While NFT artwork may be a great development, copyright infringement remains a big area of concern, besides the environmental impact of NFTs. According to a report by Memo Atken, an artist and researcher in the field of blockchain art, the creation and sale of a single NFT can result in the consumption of enough electricity to power a household for a month. Additionally, with the rise of NFTs, there is a possibility that the market could become oversaturated, leading to a decrease in value for NFT artwork.
Digital art is nothing new. Art generated via artificial intelligence has been around for a few decades. In the 1960s artists worked with computers and used algorithms to create what is now termed generative art. What was once considered a partnership between artist and machine is now being viewed as the machine ‘deciphering’ and ‘designing’ for itself.

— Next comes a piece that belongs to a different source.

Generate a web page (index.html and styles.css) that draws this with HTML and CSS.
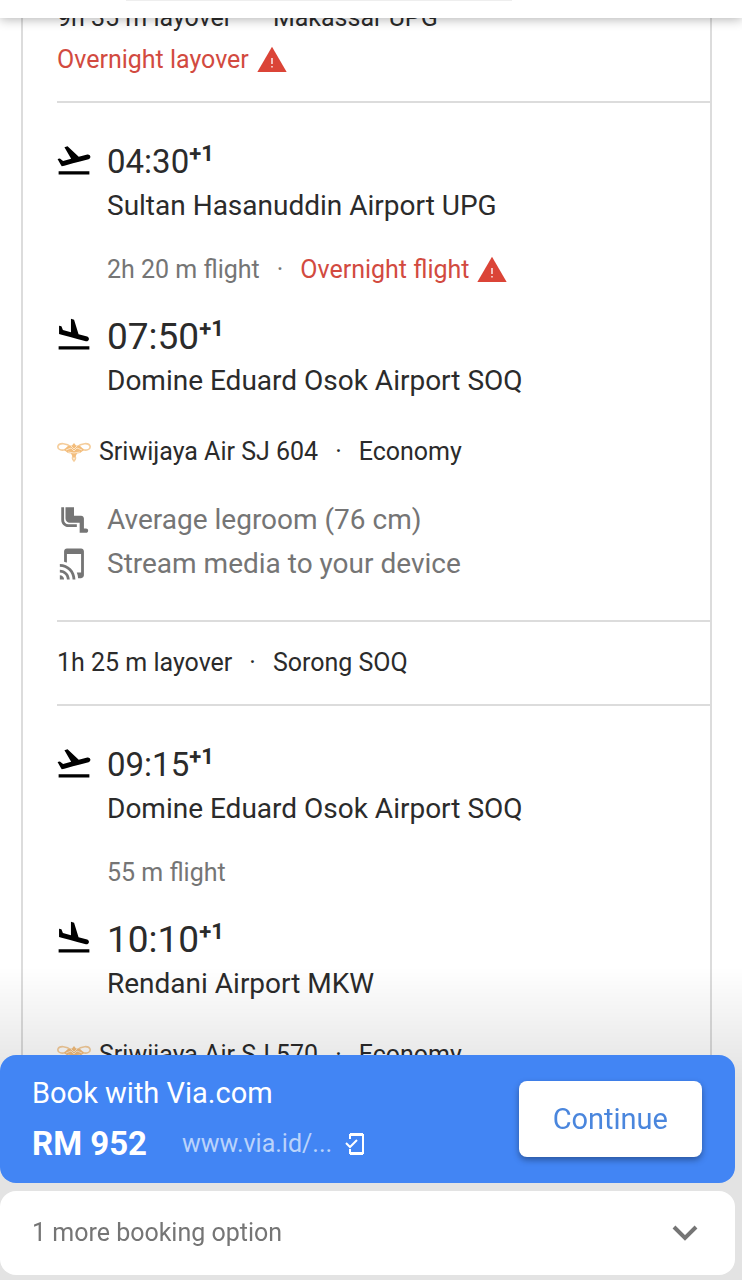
FILE: index.html
```html
<!DOCTYPE html>
<html lang="en">
<head>
<meta charset="utf-8">
<meta name="viewport" content="width=device-width, initial-scale=1">
<title>Flight details</title>
<link rel="stylesheet" href="styles.css">
</head>
<body>
<svg class="sprite" aria-hidden="true">
  <symbol id="takeoff" viewBox="1.5 1.5 21 21"><path d="M2.5 19h19v2h-19zm19.57-9.36c-.21-.8-1.04-1.28-1.84-1.06L14.92 10l-6.9-6.43-1.93.51 4.14 7.17-4.97 1.33-1.97-1.54-1.45.39 1.82 3.16.77 1.33 1.6-.43 5.31-1.42 4.35-1.16L21 11.49c.81-.23 1.28-1.05 1.07-1.85z"/></symbol>
  <symbol id="landing" viewBox="1.5 1.5 21 21"><path d="M2.5 19h19v2h-19zm7.18-5.73l4.35 1.16 5.31 1.42c.8.21 1.62-.26 1.84-1.06.21-.8-.26-1.62-1.06-1.84l-5.31-1.42-2.76-9.02L10.12 2v8.28L5.15 8.95l-.93-2.32-1.45-.39v5.17l1.6.43 5.31 1.43z"/></symbol>
  <symbol id="warning" viewBox="0 0 24 24"><path d="M1 21h22L12 2z"/><path fill="#fff" d="M11.5 10.5h1v4.5h-1zM11.5 16.5h1v1.2h-1z"/></symbol>
  <symbol id="legroom" viewBox="0 0 24 24"><path d="M5 12V3H3v9c0 2.76 2.24 5 5 5h6v-2H8c-1.66 0-3-1.34-3-3zm15.5 6H19v-7c0-1.1-.9-2-2-2h-5V3H6v8c0 1.65 1.35 3 3 3h7v7h4.5c.83 0 1.5-.67 1.5-1.5s-.67-1.5-1.5-1.5z"/></symbol>
  <symbol id="stream" viewBox="0 0 24 24"><path d="M2 16v2c2.76 0 5 2.24 5 5h2c0-3.87-3.13-7-7-7zm0 4v3h3c0-1.66-1.34-3-3-3zm0-8v2c4.97 0 9 4.03 9 9h2c0-6.08-4.92-11-11-11zM17 1.01L7 1c-1.1 0-2 .9-2 2v7.37c.69.16 1.36.37 2 .64V5h10v13h-3.03c.52 1.25.84 2.59.95 4H17c1.1 0 2-.9 2-2V3c0-1.1-.9-1.99-2-1.99z"/></symbol>
  <symbol id="sriwijaya" viewBox="0 0 34 22">
    <g fill="none" stroke="#f5cd9b" stroke-width="1.6">
      <path d="M14 6C10 2 2 1.500 1 5s4 5 7 3.500 3-4 6-2.500M20 6c4-4 12-4.500 13-1s-4 5-7 3.500-3-4-6-2.500"/>
      <path d="M17 14c-2 2-2 4 0 6 2-2 2-4 0-6"/>
    </g>
    <path fill="#f3bd7c" d="M17 2l2 2.500 4 .5 2 2 2 2-4 3-3 .5-1.500 3L17 17l-1.500-1.500-1.500-3-3-.5-4-3 2-2 2-2 4-.5z"/>
    <path d="M9 9l5-2 3 3 3-3 5 2M11 11l6 1 6-1M14 5l3 3 3-3" fill="none" stroke="#fdebd2" stroke-width=".9"/>
  </symbol>
</svg>

<header class="topbar"><div class="topbar-field"></div></header>

<main class="itinerary">
  <section class="layover">
    <p class="details"><span>9h 35 m layover</span><span>·</span><span>Makassar UPG</span></p>
    <p class="alert">Overnight layover <svg class="warning-icon"><use href="#warning"/></svg></p>
  </section>

  <section class="segment">
    <div class="stop">
      <svg class="stop-icon"><use href="#takeoff"/></svg>
      <div><p class="time departure">04:30<sup>+1</sup></p><p class="airport">Sultan Hasanuddin Airport UPG</p></div>
    </div>
    <p class="duration"><span>2h 20 m flight</span><span>·</span><span class="alert">Overnight flight <svg class="warning-icon"><use href="#warning"/></svg></span></p>
    <div class="stop">
      <svg class="stop-icon"><use href="#landing"/></svg>
      <div><p class="time arrival">07:50<sup>+1</sup></p><p class="airport">Domine Eduard Osok Airport SOQ</p></div>
    </div>
    <div class="airline"><svg class="airline-logo"><use href="#sriwijaya"/></svg><p class="airline-text"><span>Sriwijaya Air SJ 604</span><span>·</span><span>Economy</span></p></div>
    <ul class="amenities">
      <li><svg class="amenity-icon"><use href="#legroom"/></svg>Average legroom (76 cm)</li>
      <li><svg class="amenity-icon"><use href="#stream"/></svg>Stream media to your device</li>
    </ul>
  </section>

  <section class="layover">
    <p class="details"><span>1h 25 m layover</span><span>·</span><span>Sorong SOQ</span></p>
  </section>

  <section class="segment">
    <div class="stop">
      <svg class="stop-icon"><use href="#takeoff"/></svg>
      <div><p class="time departure">09:15<sup>+1</sup></p><p class="airport">Domine Eduard Osok Airport SOQ</p></div>
    </div>
    <p class="duration"><span>55 m flight</span></p>
    <div class="stop">
      <svg class="stop-icon"><use href="#landing"/></svg>
      <div><p class="time arrival">10:10<sup>+1</sup></p><p class="airport">Rendani Airport MKW</p></div>
    </div>
    <div class="airline"><svg class="airline-logo"><use href="#sriwijaya"/></svg><p class="airline-text"><span>Sriwijaya Air SJ 570</span><span>·</span><span>Economy</span></p></div>
  </section>
</main>

<footer class="booking">
  <div class="offer">
    <div class="offer-info">
      <p class="offer-title">Book with Via.com</p>
      <div class="offer-line">
        <strong class="price">RM 952</strong>
        <a class="site" href="#">www.via.id/...</a>
        <svg class="phone-icon" viewBox="0 0 20 24"><path d="M5 7V3h13v18H5v-4"/><path d="M5 2h13M5 22h13"/><path d="M1 11l4 4 7-7"/></svg>
      </div>
    </div>
    <button class="continue" type="button">Continue</button>
  </div>
  <button class="more" type="button">1 more booking option
    <svg class="chevron" viewBox="0 0 26 18"><path d="M2 3l11 11L24 3"/></svg>
  </button>
</footer>
</body>
</html>
```
FILE: styles.css
```css
* { box-sizing: border-box; }

body {
  margin: 0;
  height: 100vh;
  overflow: hidden;
  background: #fff;
  color: #2b2b2b;
  font-family: Roboto, "Liberation Sans", sans-serif;
  font-size: 25px;
}

p, ul { margin: 0; padding: 0; }
ul { list-style: none; }
svg { display: block; flex: none; fill: currentColor; }
.sprite { position: absolute; width: 0; height: 0; }

.topbar {
  position: fixed;
  top: 0;
  left: 0;
  right: 0;
  z-index: 1;
  height: 18px;
  padding: 0 31% 0 17%;
  background: #fff;
  box-shadow: 0 1px 12px rgba(0, 0, 0, .32);
}
.topbar-field {
  height: 1px;
  background: #eee;
}

/* Pulled up so the first layover sits partly scrolled under the top bar */
.itinerary {
  margin: -23px 30px 0 21px;
  padding-left: 34px;
  border: solid #dcdcdc;
  border-width: 0 2px;
}

.layover {
  padding: 20px 0;
  border-bottom: 2px solid #dcdcdc;
  line-height: 42px;
}
.details, .duration, .airline-text {
  display: flex;
  gap: 17px;
}
.alert {
  display: flex;
  align-items: center;
  gap: 7px;
  color: #d24a40;
}
.warning-icon { width: 32px; height: 32px; color: #db4437; }

.segment {
  padding: 37px 0 34px;
  border-bottom: 2px solid #dcdcdc;
}
.stop {
  display: grid;
  grid-template-columns: 50px 1fr;
  align-items: start;
}
.stop-icon {
  width: 34px;
  height: 34px;
  margin-top: 3px;
  color: #000;
}
.time { line-height: 44px; }
.departure { font-size: 33px; }
.arrival { font-size: 37px; }
.time sup {
  font-size: 22px;
  font-weight: 700;
  line-height: 0;
}
.airport { font-size: 28px; line-height: 44px; }
.duration {
  margin: 26px 0 29px 50px;
  color: #757575;
  line-height: 32px;
}
.airline {
  display: flex;
  align-items: center;
  gap: 8px;
  margin: 33px 0 30px;
  line-height: 32px;
}
.airline-logo { width: 34px; height: 22px; }

.amenities {
  color: #757575;
  font-size: 28px;
  line-height: 44px;
}
.amenities li {
  display: flex;
  align-items: center;
  gap: 16px;
}
.amenity-icon { width: 34px; height: 34px; }

.booking {
  position: fixed;
  left: 0;
  right: 0;
  bottom: 0;
  display: flex;
  flex-direction: column;
  gap: 8px;
  padding: 96px 7px 5px 0;
  background: linear-gradient(rgba(0, 0, 0, 0) 8px, rgba(0, 0, 0, .11) 120px);
}
.offer {
  display: flex;
  align-items: center;
  justify-content: space-between;
  padding: 13px 33px 13px 32px;
  border-radius: 16px;
  background: #4285f4;
  color: #fff;
}
.offer-title { font-size: 29px; line-height: 50px; }
.offer-line {
  display: flex;
  align-items: center;
  line-height: 52px;
}
.price { font-size: 33px; }
.site {
  margin: 0 13px 0 35px;
  color: #bad3fb;
  text-decoration: none;
}
.phone-icon {
  width: 20px;
  height: 24px;
  fill: none;
  stroke: #fff;
  stroke-width: 2;
}
.continue {
  padding: 16px 34px;
  border: 0;
  border-radius: 8px;
  background: #fff;
  box-shadow: 0 3px 6px rgba(0, 0, 0, .35);
  color: #4a86dd;
  font: 29px/44px Roboto, "Liberation Sans", sans-serif;
}
.more {
  display: flex;
  align-items: center;
  justify-content: space-between;
  padding: 20px 37px 20px 32px;
  border: 0;
  border-radius: 16px;
  background: #fff;
  color: #757575;
  font: 25px/44px Roboto, "Liberation Sans", sans-serif;
}
.chevron {
  width: 26px;
  height: 18px;
  fill: none;
  stroke: #757575;
  stroke-width: 4;
}
```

It is only recently, with the release of tools like DALL-E 2, Midjourney, and Stable Diffusion, that many amateur artists are able to produce complex, abstract, and even photorealistic works simply by typing a few lines into a text box. It has lent them the power to create something new, well almost something completely new, without having to hit their head for new ideas. Also, these systems and tools definitely help to improve productivity as they quantify the speed, thus helping those working towards mass creation speed up the process.
AI tools are dependent on language understanding and learning models as they are fed with humungous quantities of data to generate images only by deciphering a few words. For example, Google’s trained Imagen on LAION-400M encompasses a database of 400 million images associated with written captions that are readily found on the net. It is from here that these tools get their inspiration. The collectibles of images are fed into the system or to the tool to generate several new as well as different illustrations corresponding to a request or prompt made by the user.
Advantages of Incorporating AI in Art
Good-looking designs and New Careers
AI enables users to design great-looking pieces of art without professional skills. But the creative decision-making part of the design process can always be honed when handled by a trained professional from the creative field. This also means a doorway to new careers will be wide open for creative practitioners.
Quick Idea & Sketch Generation
AI tools are built with the ability to process gigantic amounts of information for simulations and pattern detection, which is more difficult for humans. Thus have a quick turnaround time with flexibility to try varied styles of illustration and sketches, without having to indulge in the tedious task of creating artwork from scratch every time.
AI Is the New Brainstorming Buddy
It is indeed challenging for designers and artists to come up with new concepts and ideas during artistic projects. Artificial Intelligence has brought with it the ability to create something new by just putting in some words. This ability can spark the creative process and lend new ideas, which can be used as starting points for projects. This generative model offers contemporary artists the ability to look at things with fresh approaches and concepts.
All said it is highly unlikely that humans will stop creating art just because a tool or a new piece of technology can create generative art. Nevertheless, it is a harsh truth, and creators and artists need to accept that there is someone, something that can do their job within minutes, even seconds. AI is pushing the limits of creative human expression further than ever, it, however, is still dependent on us to command or prompt it. It is also true that contemporary artists will have to alter their way of creating, and surely the creative sector will incorporate AI into its workflows, but we truly hope that human-created art does not disappear. It is this form of art that captures emotions, feelings, and sensitivity, which is currently missing in AI-generated artwork.
There are two sides to the ingress of AI in art: One section believes that it takes away the essence of human creativity and expression. The other section believes that AI generated art is the future and should be appreciated for the value it brings. But where is this taking us? The answer to that question can only be unfolded over time.